# Wow



## swanny (Oct 31, 2007)

WOW i was just in the maintenance forum and found another swany. this swany seemed to tick some people off. IMO
I am new here so if i'm out of line please tell me .







my name is SWANNY.

regards, kevin aka swanny


----------



## kyoutback (Jul 12, 2004)

swanny said:


> WOW i was just in the maintenance forum and found another swany. this swany seemed to tick some people off. IMO
> I am new here so if i'm out of line please tell me .
> 
> 
> ...










I remember him. Yeah he did seem to rub people the wrong way.


----------



## Katrina (Dec 16, 2004)

I like Swany.
It's a shame he sold his outback.


----------



## skippershe (May 22, 2006)

Hi Kevin,

When I first saw your screenname I had a flashback. Swany started out ok and then went south right before he disappeared from Outbackers









Not to worry, your name is still good.....for now


----------



## Sayonara (Jul 23, 2007)

Oh ya, Swany. Those were the good ol days back when the Swanster would shake things up......
OK i have no idea who he was but you seem just fine....


----------



## NobleEagle (Jul 8, 2006)

Personally, I think Swany is a-okay. He likes to stir things up and show the OTHER side of things, I kinda like the attitude as to not always go with the "politically correct" and "socially acceptable" way of thinking. It makes things exciting and interesting LOL Maybe some of us just don't believe in the popularity contests some people play. Uh-oh, was that socially unacceptable? Sorry lol


----------



## kjdj (Sep 14, 2004)

I too can be a little brash. 
Powderpuff conversations are sometimes a bore.

Welcome new Swanny 
From another Kevin!


----------



## Highlander96 (Mar 1, 2005)

Nothing is ever as it appears.................

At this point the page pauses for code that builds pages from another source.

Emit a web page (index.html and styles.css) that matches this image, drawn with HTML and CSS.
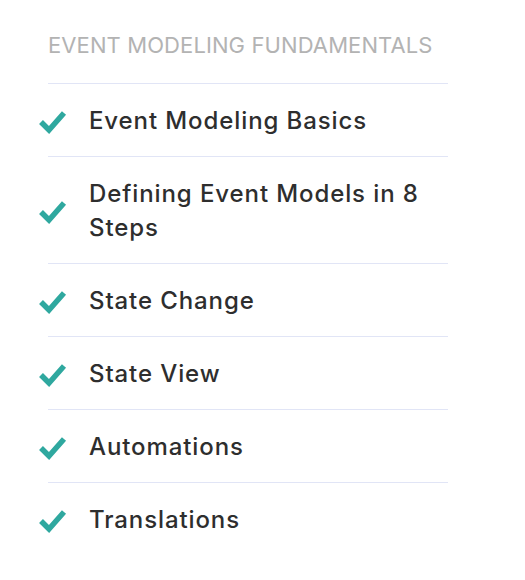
FILE: index.html
```html
<!DOCTYPE html>
<html lang="en">
<head>
  <meta charset="UTF-8">
  <meta name="viewport" content="width=device-width, initial-scale=1.0">
  <title>Event Modeling Fundamentals</title>
  <link rel="stylesheet" href="styles.css">
</head>
<body>
  <div class="course-section">
    <!-- Section heading -->
    <h3 class="section-title">EVENT MODELING FUNDAMENTALS</h3>

    <!-- Lessons -->
    <ul class="lessons">
      <li class="lesson">
        <svg class="check" viewBox="0 0 29 25"><polyline points="3,13 11,21 26,4"/></svg>
        <span class="lesson-name">Event Modeling Basics</span>
      </li>
      <li class="lesson">
        <svg class="check" viewBox="0 0 29 25"><polyline points="3,13 11,21 26,4"/></svg>
        <span class="lesson-name">Defining Event Models in 8 Steps</span>
      </li>
      <li class="lesson">
        <svg class="check" viewBox="0 0 29 25"><polyline points="3,13 11,21 26,4"/></svg>
        <span class="lesson-name">State Change</span>
      </li>
      <li class="lesson">
        <svg class="check" viewBox="0 0 29 25"><polyline points="3,13 11,21 26,4"/></svg>
        <span class="lesson-name">State View</span>
      </li>
      <li class="lesson">
        <svg class="check" viewBox="0 0 29 25"><polyline points="3,13 11,21 26,4"/></svg>
        <span class="lesson-name">Automations</span>
      </li>
      <li class="lesson">
        <svg class="check" viewBox="0 0 29 25"><polyline points="3,13 11,21 26,4"/></svg>
        <span class="lesson-name">Translations</span>
      </li>
    </ul>
  </div>
</body>
</html>
```

FILE: styles.css
```css
/* Basic page styles */
body {
  margin: 0;
  padding: 0;
  background-color: #fff;
  font-family: Inter, "Open Sans", sans-serif;
}

.course-section {
  width: 400px;
  padding: 30px 0 0 48px;
}

.section-title {
  margin: 0 0 23px;
  font-size: 22px;
  line-height: 30px;
  font-weight: 400;
  letter-spacing: 0.1px;
  color: #b3b3b3;
}

.lessons {
  list-style: none;
  margin: 0;
  padding: 0;
}

.lesson {
  display: flex;
  align-items: center;
  padding: 20px 0 18px;
  border-top: 1px solid #e1e5f6;
}

.check {
  flex: none;
  width: 29px;
  height: 25px;
  margin-left: -10px;
  margin-right: 22px;
}

.check polyline {
  fill: none;
  stroke: #2fa89f;
  stroke-width: 5.5;
}

.lesson-name {
  font-size: 24px;
  line-height: 34px;
  font-weight: 500;
  letter-spacing: 0.9px;
  color: #2e2e2e;
}
```
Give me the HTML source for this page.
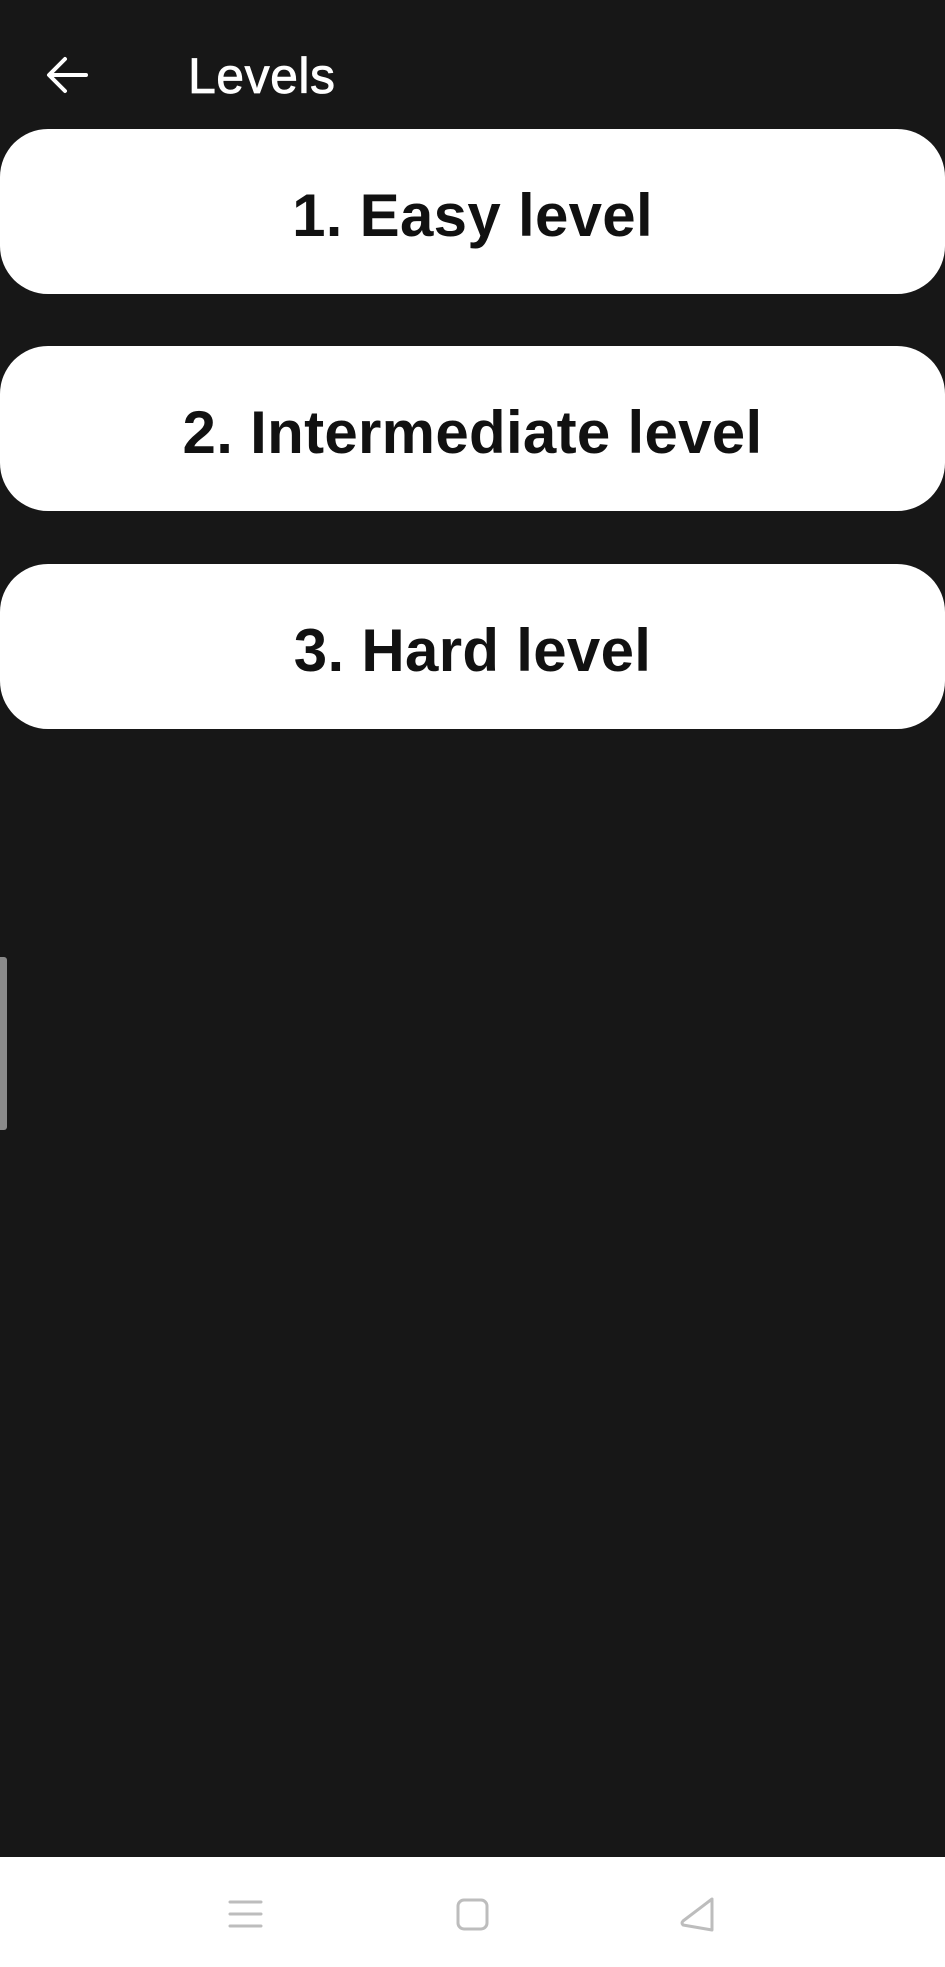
<!DOCTYPE html>
<html><head><style>
html,body{margin:0;padding:0}
body{width:945px;height:1967px;background:#171717;position:relative;overflow:hidden;font-family:"Liberation Sans",sans-serif}
.title{position:absolute;left:188px;top:46px;color:#fff;font-size:50px;line-height:60px;letter-spacing:0.5px;-webkit-text-stroke:0.8px #fff}
.btn{position:absolute;left:0;width:945px;height:165px;background:#fff;border-radius:48px;display:flex;align-items:center;justify-content:center;font-weight:bold;font-size:60px;color:#111;letter-spacing:0.3px;padding-top:8px;box-sizing:border-box}
.sb{position:absolute;left:0;top:957px;width:7px;height:173px;background:#8a8a8a;border-radius:0 3px 3px 0}
.nav{position:absolute;left:0;top:1857px;width:945px;height:110px;background:#fff}
</style></head><body>
<svg style="position:absolute;left:44px;top:52px" width="46" height="46" viewBox="0 0 46 46"><path d="M42 23H6M21 7L5 23l16 16" fill="none" stroke="#fff" stroke-width="4" stroke-linecap="round" stroke-linejoin="round"/></svg>
<div class="title">Levels</div>
<div class="btn" style="top:129px">1. Easy level</div>
<div class="btn" style="top:346px">2. Intermediate level</div>
<div class="btn" style="top:564px">3. Hard level</div>
<div class="sb"></div>
<div class="nav">
<svg style="position:absolute;left:0;top:0" width="945" height="110"><g fill="none" stroke="#bdbdbd" stroke-width="3" stroke-linecap="round">
<path d="M230 45h31M230 57h31M230 69h31"/>
<rect x="458" y="43" width="29" height="29" rx="6"/>
<path d="M712 42L683 64q-2 2 0 4L712 73Z" stroke-linejoin="round"/>
</g></svg>
</div>
</body></html>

Half empty, half full. Different strokes............

It is all the same.

Welcome Kevin.


----------



## Swanie (Oct 25, 2004)

Welcome Swanny . . . from another Swanie!


----------



## PDX_Doug (Nov 16, 2004)

_Way down upon the Swanny..._
Oh, sorry! Did I sing that out loud?








*Welcome to Outbackers, Swanny!*








We're glad you found us. And don't worry too much about your apparent association with that other Swanie. He an alright guy too.









Happy Trails,
Doug


----------



## campmg (Dec 24, 2005)

I hate when that happens. As a matter of fact, I was going to use "skippershe" but someone in SoCal already had it.


----------



## OregonCampin (Mar 9, 2007)

campmg said:


> I hate when that happens. As a matter of fact, I was going to use "skippershe" but someone in SoCal already had it.


I know, I know - My name is OregonCampin and there is this OTHER guy on Outbackers named Oregon Camping (some weirdo beaver fan I am sure).... somehow someone called me OC and well, the fight began... Lets just say we agreed that I would be OCjr and he is OCSR


----------



## egregg57 (Feb 13, 2006)

Some body stop the world! I want to get off!! I am sooooo confused!!


----------



## hpapa4 (Apr 11, 2007)

Well, all I have to say is welcome to Outbackers! Glad to have you onboard.


----------